Wednesday, May 14, 2008

Fire and Ice - Close Reading

Fire and Ice
Robert Frost

"Some say the world will end in fire,
Some say in ice.
From what I've tasted of desire
I hold with those who favour fire.
But if it had to perish twice,
I think I know enough of hate
To say that for destruction ice
Is also great
And would suffice."

It's interesting that Frost gave different emotions to the two elements of Fire and Ice, though both the elements and the emotions fit well together. Classically, fire is seen as being passionate, while ice is seen as being distant and unfriendly. While both elements can be seen as agents of destruction, they can also be seen as symbols of rebirth. For example, when a forest catches on fire, the trees burn and the animals are killed or are forced to leave. After a little while, however, the fire goes out and the soil becomes richer from the burnt materials. During winter, the world is covered in ice.
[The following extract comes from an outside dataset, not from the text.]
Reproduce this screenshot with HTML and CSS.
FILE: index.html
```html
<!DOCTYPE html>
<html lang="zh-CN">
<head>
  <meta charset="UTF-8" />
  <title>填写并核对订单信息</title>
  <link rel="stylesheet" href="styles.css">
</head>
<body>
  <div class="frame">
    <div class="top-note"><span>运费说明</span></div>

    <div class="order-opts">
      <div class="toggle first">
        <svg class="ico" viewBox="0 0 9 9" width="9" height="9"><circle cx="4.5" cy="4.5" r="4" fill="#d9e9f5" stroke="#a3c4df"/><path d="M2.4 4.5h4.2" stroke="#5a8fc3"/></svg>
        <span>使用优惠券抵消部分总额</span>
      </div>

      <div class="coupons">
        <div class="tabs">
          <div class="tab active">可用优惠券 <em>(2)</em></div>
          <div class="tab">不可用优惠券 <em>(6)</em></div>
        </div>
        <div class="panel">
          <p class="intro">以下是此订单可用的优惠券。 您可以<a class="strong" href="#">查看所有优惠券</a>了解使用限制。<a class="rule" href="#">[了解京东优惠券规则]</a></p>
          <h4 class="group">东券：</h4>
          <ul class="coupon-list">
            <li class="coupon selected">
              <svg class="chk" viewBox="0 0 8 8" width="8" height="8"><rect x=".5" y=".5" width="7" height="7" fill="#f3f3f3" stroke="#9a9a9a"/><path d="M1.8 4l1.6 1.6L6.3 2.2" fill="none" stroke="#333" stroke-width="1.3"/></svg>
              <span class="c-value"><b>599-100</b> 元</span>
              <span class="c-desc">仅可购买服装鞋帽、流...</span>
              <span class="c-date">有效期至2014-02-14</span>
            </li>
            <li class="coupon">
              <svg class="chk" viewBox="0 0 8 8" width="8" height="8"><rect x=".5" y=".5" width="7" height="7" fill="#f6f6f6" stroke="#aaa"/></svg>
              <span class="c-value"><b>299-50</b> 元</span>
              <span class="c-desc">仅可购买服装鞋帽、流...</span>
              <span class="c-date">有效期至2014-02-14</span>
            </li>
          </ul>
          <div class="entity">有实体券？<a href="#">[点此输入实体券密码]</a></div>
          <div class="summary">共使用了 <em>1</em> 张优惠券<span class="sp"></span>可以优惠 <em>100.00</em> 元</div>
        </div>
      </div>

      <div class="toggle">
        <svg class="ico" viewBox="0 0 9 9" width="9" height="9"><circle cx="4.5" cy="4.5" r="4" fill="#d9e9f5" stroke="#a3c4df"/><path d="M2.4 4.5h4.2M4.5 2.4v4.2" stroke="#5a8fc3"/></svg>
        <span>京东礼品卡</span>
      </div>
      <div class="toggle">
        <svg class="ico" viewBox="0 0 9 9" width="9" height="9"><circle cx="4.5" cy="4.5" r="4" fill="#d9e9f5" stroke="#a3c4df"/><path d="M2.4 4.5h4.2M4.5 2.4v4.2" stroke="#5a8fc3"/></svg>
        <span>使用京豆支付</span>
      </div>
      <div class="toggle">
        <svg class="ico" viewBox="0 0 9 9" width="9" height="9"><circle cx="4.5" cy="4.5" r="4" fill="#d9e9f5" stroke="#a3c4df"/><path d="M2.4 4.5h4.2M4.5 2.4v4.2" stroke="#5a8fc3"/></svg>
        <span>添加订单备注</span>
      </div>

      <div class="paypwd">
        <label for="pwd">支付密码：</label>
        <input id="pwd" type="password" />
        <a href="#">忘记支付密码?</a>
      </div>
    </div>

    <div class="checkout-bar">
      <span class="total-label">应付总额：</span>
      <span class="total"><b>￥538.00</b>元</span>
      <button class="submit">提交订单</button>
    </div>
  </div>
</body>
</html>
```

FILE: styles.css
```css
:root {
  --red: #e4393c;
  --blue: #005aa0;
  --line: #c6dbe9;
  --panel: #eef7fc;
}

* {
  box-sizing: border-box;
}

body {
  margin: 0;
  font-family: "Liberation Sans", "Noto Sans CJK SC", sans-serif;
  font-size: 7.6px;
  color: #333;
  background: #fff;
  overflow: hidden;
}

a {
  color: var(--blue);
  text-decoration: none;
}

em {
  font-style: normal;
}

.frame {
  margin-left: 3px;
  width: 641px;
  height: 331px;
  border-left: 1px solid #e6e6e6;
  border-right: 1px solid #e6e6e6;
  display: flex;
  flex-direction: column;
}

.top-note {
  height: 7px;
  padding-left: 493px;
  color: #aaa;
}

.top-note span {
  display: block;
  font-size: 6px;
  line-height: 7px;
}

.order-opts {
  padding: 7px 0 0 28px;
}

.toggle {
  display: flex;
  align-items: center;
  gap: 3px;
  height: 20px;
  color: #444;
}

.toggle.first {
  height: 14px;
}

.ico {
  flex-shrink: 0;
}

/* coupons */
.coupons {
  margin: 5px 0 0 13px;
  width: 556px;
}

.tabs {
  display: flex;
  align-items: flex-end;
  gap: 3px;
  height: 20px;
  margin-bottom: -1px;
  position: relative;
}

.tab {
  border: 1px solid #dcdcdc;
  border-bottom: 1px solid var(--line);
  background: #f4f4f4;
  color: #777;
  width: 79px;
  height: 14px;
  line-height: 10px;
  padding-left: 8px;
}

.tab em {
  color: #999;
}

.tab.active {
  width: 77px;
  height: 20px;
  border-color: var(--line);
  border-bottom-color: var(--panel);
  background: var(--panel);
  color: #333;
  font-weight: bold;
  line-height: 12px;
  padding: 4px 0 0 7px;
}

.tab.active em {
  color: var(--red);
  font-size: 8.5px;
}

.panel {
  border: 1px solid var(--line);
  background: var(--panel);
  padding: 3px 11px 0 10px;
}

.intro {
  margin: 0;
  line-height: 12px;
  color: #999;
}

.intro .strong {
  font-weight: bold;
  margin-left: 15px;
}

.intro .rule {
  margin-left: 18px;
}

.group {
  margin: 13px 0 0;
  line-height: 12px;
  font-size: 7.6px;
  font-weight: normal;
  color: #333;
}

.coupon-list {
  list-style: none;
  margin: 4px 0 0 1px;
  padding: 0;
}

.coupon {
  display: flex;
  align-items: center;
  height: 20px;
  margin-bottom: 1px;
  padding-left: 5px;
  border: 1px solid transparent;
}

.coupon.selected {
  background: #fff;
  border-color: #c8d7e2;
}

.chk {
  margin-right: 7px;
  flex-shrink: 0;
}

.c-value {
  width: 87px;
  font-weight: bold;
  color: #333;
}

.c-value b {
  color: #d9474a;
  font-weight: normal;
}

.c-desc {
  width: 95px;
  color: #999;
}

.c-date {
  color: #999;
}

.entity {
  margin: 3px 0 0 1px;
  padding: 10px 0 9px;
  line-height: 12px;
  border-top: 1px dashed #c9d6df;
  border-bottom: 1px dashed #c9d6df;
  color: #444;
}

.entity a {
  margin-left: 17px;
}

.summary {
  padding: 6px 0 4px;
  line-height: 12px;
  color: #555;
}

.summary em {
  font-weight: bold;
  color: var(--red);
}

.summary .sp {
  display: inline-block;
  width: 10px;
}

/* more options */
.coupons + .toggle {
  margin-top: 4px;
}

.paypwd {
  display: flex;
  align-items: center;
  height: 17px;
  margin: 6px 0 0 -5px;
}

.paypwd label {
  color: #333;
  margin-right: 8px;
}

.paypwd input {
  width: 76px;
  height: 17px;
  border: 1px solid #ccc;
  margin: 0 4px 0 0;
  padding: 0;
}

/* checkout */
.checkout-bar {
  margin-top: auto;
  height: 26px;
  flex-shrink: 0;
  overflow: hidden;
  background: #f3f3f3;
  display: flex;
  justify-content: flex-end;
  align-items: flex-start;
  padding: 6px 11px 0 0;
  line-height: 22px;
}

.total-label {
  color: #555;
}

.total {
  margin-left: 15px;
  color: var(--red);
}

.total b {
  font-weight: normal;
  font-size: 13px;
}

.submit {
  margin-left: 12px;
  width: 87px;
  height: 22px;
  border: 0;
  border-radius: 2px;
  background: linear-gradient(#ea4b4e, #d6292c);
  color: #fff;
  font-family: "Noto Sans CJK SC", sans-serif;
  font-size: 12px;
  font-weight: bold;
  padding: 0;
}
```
Plants die and animals hibernate, but when spring comes and the snow melts, life can begin again. It's interesting how the syllables in the lines jump between nine, eight, seven, and four. I'm not entirely sure why that would be, maybe just so he could fit everything, but maybe the staggering and jumping around of lines is supposed to show that life isn't predictable and no one knows how anything is really going to end and that the narrator's guess is as good as anyone's.

1 comment:

Amy L said...

I think Frost's poem is very interesting and somewhat mysterious in a way. Although we are somewhat clear on what he is trying to express through using the elements, there is a sort of eeriness about poem, making the reader wonder why he chose to write about this in the first place.